For vintage shopping and more bars, natch, head down to the cobbled streets of the riverside neighbourhood Temple Bar. A standout favourite was the eclectic Nine Crows Vintage, filled with secondhand gems including 90s mini dresses and sweatshirts, cami tops and lots of leather jackets.

Another must-visit and a proper Irish cultural treasure is the Book of Kells, located in the grounds of Dublin Trinity College. Especially if you're a fan of Harry Potter, the library is like something out of Hogwarts, long and grand it was certainly a magical place to roam around.

If you have time on your trip, a quick and easy train ride out to coastal village Howth is totally worth it. 45 minutes from Dublin town centre, we joined the Hidden Howth experience with Howth native and uber charismatic tour guide Mark, along with his adorable pup Missy. Joining another international group we walked along the coastal peninsula, taking in some breath-taking views of the Irish sea finishing up with a pint and lunch at a local Howth pub. A sweet, social experience, and excellent for solo travellers. If you want to head straight into the boozing and eating you can skip the walk and join Mark on his craft beer and seafood trail, too.

What we ate

Hidden behind a pink door and sat above a fruit and veg shop in an intimate, stylish dining room, with views through the large sash windows of Trinity College gardens, Michelin star The Pig’s Ear felt like a particularly special dining experience. A cool and laidback atmosphere – no music playing, just a buzzy vibe - we ate veal tartare and white asparagus with goats cheese to start followed by a sweetcorn and truffle risotto and pork belly. A delicious date night that was definitely one to remember.

If you’ve got a hankering for seafood, Matt the Thresher is a stunning restaurant, with a bright open dining room that’s set across different levels, a grand piano sat in the centre and a friendly, fun atmosphere from the staff and fellow diners.
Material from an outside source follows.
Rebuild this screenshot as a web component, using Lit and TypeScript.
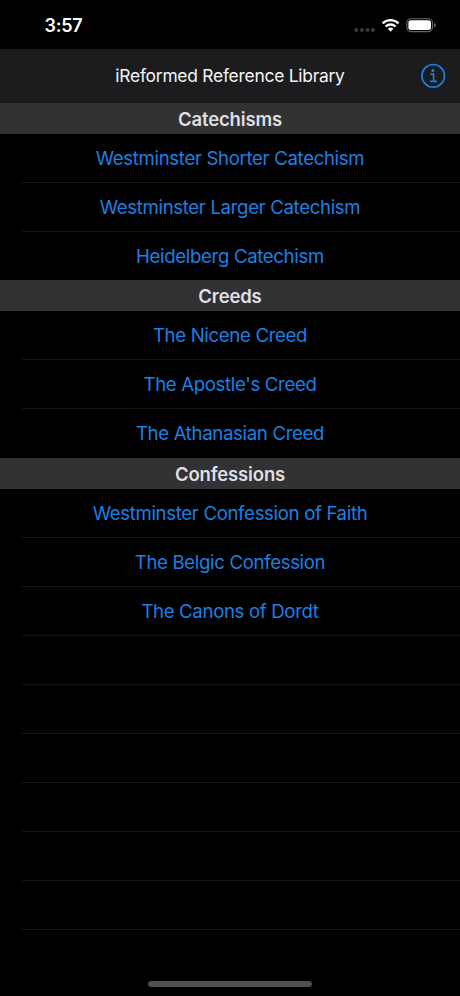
import { LitElement, html, css, svg } from "lit";
import { customElement } from "lit/decorators.js";

interface Section {
  title: string;
  items: string[];
}

const SECTIONS: Section[] = [
  {
    title: "Catechisms",
    items: ["Westminster Shorter Catechism", "Westminster Larger Catechism", "Heidelberg Catechism"],
  },
  {
    title: "Creeds",
    items: ["The Nicene Creed", "The Apostle's Creed", "The Athanasian Creed"],
  },
  {
    title: "Confessions",
    items: ["Westminster Confession of Faith", "The Belgic Confession", "The Canons of Dordt"],
  },
];

const EMPTY_ROWS = 6;

@customElement("status-bar")
class StatusBar extends LitElement {
  static styles = css`
    :host {
      display: flex;
      justify-content: space-between;
      height: 49px;
      box-sizing: border-box;
      padding: 14px 24px 0 44.5px;
      background: #000;
    }
    .time {
      font-size: 18px;
      line-height: 24px;
      font-weight: 600;
      letter-spacing: -0.25px;
      color: #fff;
    }
    svg {
      display: block;
    }
  `;
  render() {
    return html`
      <span class="time">3:57</span>
      <svg width="84" height="24" viewBox="352 14 84 24">
        <g fill="#3b3b3d">
          ${[356.3, 362, 367.5, 373].map((x) => svg`<circle cx=${x} cy="30" r="2"></circle>`)}
        </g>
        <g fill="none" stroke="#fff" stroke-width="2.3">
          <path d="M382.6 23.3 A11.6 11.6 0 0 1 398.6 23.3"></path>
          <path d="M385.6 26.5 A7.2 7.2 0 0 1 395.6 26.5"></path>
        </g>
        <path fill="#fff" d="M387.8 28.8 A4.2 4.2 0 0 1 393.4 28.8 L390.6 31.8 Z"></path>
        <rect x="406.9" y="18.8" width="25.6" height="12.8" rx="4" fill="none" stroke="#68686a" stroke-width="1.1"></rect>
        <rect x="408.4" y="20.3" width="22.6" height="9.8" rx="2.5" fill="#fff"></rect>
        <path d="M434 23 a2.4 2.4 0 0 1 0 4.6z" fill="#68686a"></path>
      </svg>
    `;
  }
}

@customElement("nav-bar")
class NavBar extends LitElement {
  static styles = css`
    :host {
      display: grid;
      grid-template-columns: 54px 1fr 54px;
      align-items: center;
      height: 54px;
      background: #1c1c1e;
    }
    .title {
      grid-column: 2;
      text-align: center;
      font-size: 17.4px;
      line-height: 24px;
      letter-spacing: -0.24px;
      color: #f5f5f5;
      white-space: nowrap;
    }
    svg {
      display: block;
      margin-left: 14px;
    }
  `;
  render() {
    return html`
      <span class="title">iReformed Reference Library</span>
      <svg width="26" height="26" viewBox="0 0 26 26" fill="none" stroke="#1c80e2">
        <circle cx="13.2" cy="12.8" r="11.3" stroke-width="1.7"></circle>
        <circle cx="12.9" cy="7.4" r="1.5" fill="#1c80e2" stroke="none"></circle>
        <path d="M10.5 11.1 H13.6 V18.4 M10.1 18.4 H17" stroke-width="1.6"></path>
      </svg>
    `;
  }
}

@customElement("library-list")
class LibraryList extends LitElement {
  static styles = css`
    :host {
      display: block;
    }
    .header {
      height: 31px;
      line-height: 32px;
      background: #323234;
      color: #dfdfe1;
      font-size: 18.5px;
      font-weight: 600;
      letter-spacing: -0.15px;
      text-align: center;
    }
    .row {
      box-sizing: border-box;
      height: 49px;
      margin-left: 22px;
      padding-right: 22px;
      border-bottom: 1px solid #161617;
      line-height: 49.8px;
      text-align: center;
      font-size: 18.6px;
      letter-spacing: -0.33px;
      color: #1c80e4;
      white-space: nowrap;
    }
    .row.last {
      height: 48.4px;
      border-bottom-color: transparent;
    }
  `;
  render() {
    return html`
      ${SECTIONS.map(
        (section, s) => html`
          <div class="header">${section.title}</div>
          ${section.items.map(
            (item, i) => html`<div
              class=${i === section.items.length - 1 && s < SECTIONS.length - 1 ? "row last" : "row"}
            >${item}</div>`,
          )}
        `,
      )}
      ${Array.from({ length: EMPTY_ROWS }, () => html`<div class="row"></div>`)}
    `;
  }
}

@customElement("app-root")
class AppRoot extends LitElement {
  static styles = css`
    :host {
      display: flex;
      flex-direction: column;
      height: 996px;
      overflow: hidden;
      background: #000;
      font-family: Inter, "Liberation Sans", sans-serif;
    }
    .indicator {
      width: 164px;
      height: 5.5px;
      margin: auto auto 9.5px;
      border-radius: 3px;
      background: #505050;
    }
  `;
  render() {
    return html`
      <status-bar></status-bar>
      <nav-bar></nav-bar>
      <library-list></library-list>
      <div class="indicator"></div>
    `;
  }
}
Serving gigantic fresh fish platters and oysters with all the trimmings we spent a whole evening drinking wine, shooting down oysters, and gazing at the glam gold and dark mahogany wood bar that runs down the side of the restaurant. Beautifully set amongst the Georgian houses in the south city, it’s well worth a visit.
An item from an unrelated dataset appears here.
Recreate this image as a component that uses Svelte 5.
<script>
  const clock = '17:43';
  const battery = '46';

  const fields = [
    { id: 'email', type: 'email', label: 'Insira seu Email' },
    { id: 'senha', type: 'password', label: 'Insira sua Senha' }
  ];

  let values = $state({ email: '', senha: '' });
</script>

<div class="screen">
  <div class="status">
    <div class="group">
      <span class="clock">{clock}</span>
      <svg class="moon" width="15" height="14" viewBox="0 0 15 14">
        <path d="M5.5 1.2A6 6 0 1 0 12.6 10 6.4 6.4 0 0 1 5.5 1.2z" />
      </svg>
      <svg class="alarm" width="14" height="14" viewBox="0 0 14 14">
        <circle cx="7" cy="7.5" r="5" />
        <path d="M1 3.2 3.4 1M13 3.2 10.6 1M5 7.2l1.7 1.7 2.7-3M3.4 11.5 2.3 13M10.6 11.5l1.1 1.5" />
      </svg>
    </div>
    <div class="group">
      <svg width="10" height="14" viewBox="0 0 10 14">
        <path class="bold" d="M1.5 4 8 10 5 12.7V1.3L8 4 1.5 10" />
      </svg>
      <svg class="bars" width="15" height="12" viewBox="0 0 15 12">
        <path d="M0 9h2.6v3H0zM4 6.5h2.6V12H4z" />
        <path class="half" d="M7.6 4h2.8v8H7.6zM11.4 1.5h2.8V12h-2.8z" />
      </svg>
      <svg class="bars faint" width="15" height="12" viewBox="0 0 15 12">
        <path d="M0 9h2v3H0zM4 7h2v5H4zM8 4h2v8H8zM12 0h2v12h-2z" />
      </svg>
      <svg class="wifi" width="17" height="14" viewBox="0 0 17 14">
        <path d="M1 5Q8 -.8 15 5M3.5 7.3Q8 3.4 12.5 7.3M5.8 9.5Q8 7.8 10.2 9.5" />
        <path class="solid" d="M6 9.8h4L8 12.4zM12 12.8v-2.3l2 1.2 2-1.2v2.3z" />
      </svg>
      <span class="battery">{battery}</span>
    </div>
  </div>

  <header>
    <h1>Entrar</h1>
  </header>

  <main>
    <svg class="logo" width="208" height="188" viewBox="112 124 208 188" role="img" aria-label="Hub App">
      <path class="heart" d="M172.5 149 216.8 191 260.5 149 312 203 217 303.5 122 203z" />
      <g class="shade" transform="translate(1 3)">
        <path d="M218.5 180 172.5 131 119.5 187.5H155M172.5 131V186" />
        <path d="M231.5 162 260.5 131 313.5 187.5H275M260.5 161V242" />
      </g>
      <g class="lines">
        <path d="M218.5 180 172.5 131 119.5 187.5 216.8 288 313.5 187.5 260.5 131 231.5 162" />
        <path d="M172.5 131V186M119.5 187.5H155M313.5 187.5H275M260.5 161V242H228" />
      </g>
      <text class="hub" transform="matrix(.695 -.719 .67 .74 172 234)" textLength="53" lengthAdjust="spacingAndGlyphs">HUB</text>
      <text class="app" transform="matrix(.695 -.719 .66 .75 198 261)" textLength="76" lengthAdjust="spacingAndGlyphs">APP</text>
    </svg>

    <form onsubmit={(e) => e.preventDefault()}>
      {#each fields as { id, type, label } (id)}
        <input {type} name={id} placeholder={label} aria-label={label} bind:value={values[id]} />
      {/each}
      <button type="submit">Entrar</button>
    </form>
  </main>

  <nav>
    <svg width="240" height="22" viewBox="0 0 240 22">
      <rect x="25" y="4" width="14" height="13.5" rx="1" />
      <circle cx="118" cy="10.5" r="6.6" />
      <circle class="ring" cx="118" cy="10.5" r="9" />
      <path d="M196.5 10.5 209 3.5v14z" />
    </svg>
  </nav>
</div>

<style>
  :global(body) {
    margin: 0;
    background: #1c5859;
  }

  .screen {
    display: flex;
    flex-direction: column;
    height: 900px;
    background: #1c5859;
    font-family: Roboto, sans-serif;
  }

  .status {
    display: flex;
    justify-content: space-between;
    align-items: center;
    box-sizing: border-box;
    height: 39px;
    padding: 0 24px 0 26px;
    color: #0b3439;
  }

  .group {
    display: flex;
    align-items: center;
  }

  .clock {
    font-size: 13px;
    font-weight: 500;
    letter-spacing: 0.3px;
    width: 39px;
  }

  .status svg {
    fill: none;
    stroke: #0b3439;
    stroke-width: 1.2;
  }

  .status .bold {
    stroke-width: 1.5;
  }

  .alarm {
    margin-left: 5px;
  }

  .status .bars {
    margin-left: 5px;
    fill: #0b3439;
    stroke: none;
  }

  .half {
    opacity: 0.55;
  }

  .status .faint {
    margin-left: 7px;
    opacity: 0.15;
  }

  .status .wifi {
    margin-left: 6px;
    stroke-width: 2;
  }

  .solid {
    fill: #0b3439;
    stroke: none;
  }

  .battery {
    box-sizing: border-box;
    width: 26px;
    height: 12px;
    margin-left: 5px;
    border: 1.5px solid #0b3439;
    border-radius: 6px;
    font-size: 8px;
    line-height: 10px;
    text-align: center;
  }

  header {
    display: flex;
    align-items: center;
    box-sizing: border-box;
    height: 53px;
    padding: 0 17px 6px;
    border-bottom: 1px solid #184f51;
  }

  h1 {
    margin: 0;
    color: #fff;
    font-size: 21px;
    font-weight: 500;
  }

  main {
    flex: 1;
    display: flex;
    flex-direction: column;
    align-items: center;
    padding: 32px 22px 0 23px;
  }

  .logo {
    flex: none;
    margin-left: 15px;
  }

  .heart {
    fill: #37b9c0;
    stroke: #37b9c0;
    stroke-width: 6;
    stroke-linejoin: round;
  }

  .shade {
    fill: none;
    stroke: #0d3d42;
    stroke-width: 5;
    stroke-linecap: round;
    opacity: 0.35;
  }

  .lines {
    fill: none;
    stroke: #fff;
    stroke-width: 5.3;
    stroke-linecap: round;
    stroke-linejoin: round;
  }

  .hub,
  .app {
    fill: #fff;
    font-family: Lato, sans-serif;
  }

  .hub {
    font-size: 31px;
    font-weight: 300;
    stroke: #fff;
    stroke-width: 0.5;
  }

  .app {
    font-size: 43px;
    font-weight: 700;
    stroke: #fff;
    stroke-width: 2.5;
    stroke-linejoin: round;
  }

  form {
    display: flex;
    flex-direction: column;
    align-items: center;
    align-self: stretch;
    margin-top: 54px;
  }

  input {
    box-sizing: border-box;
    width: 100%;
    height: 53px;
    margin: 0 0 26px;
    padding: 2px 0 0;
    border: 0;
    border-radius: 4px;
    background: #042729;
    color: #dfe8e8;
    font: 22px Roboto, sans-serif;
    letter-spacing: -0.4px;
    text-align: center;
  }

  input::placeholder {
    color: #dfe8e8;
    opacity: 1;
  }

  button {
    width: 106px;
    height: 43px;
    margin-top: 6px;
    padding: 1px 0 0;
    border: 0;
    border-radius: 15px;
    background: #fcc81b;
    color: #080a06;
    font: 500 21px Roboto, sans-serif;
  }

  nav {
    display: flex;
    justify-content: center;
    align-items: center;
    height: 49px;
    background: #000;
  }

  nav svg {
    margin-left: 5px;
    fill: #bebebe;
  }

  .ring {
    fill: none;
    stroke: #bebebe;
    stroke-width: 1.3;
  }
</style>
Photo credit: Matt The Thresher
Photo credit: Matt The Thresher

In the city centre is Fade St. Social which has a woodfired menu that’ll go down a treat with a fresh cold pint. We ate spinach flatbread, rib-eye steak and a side of fries with rosemary and honey roasted garlic mayonnaise. Even after filling up to undoing-trouser-button stage it didn't stop us from ordering dessert, the chocolate choux bun is TDF and very much worth finding the extra belly space. Post dinner, we popped over to The Long Hall just around the corner. A really beautiful pub, the outside facade is covered in red bricks with candy stripe awnings above the entrance doors. Inside its retro interiors include deep red ceilings with an assortment of chandeliers hanging down and antique clocks on the walls, it's the ideal cosy pub to settle in for the evening and toast a fantastic trip.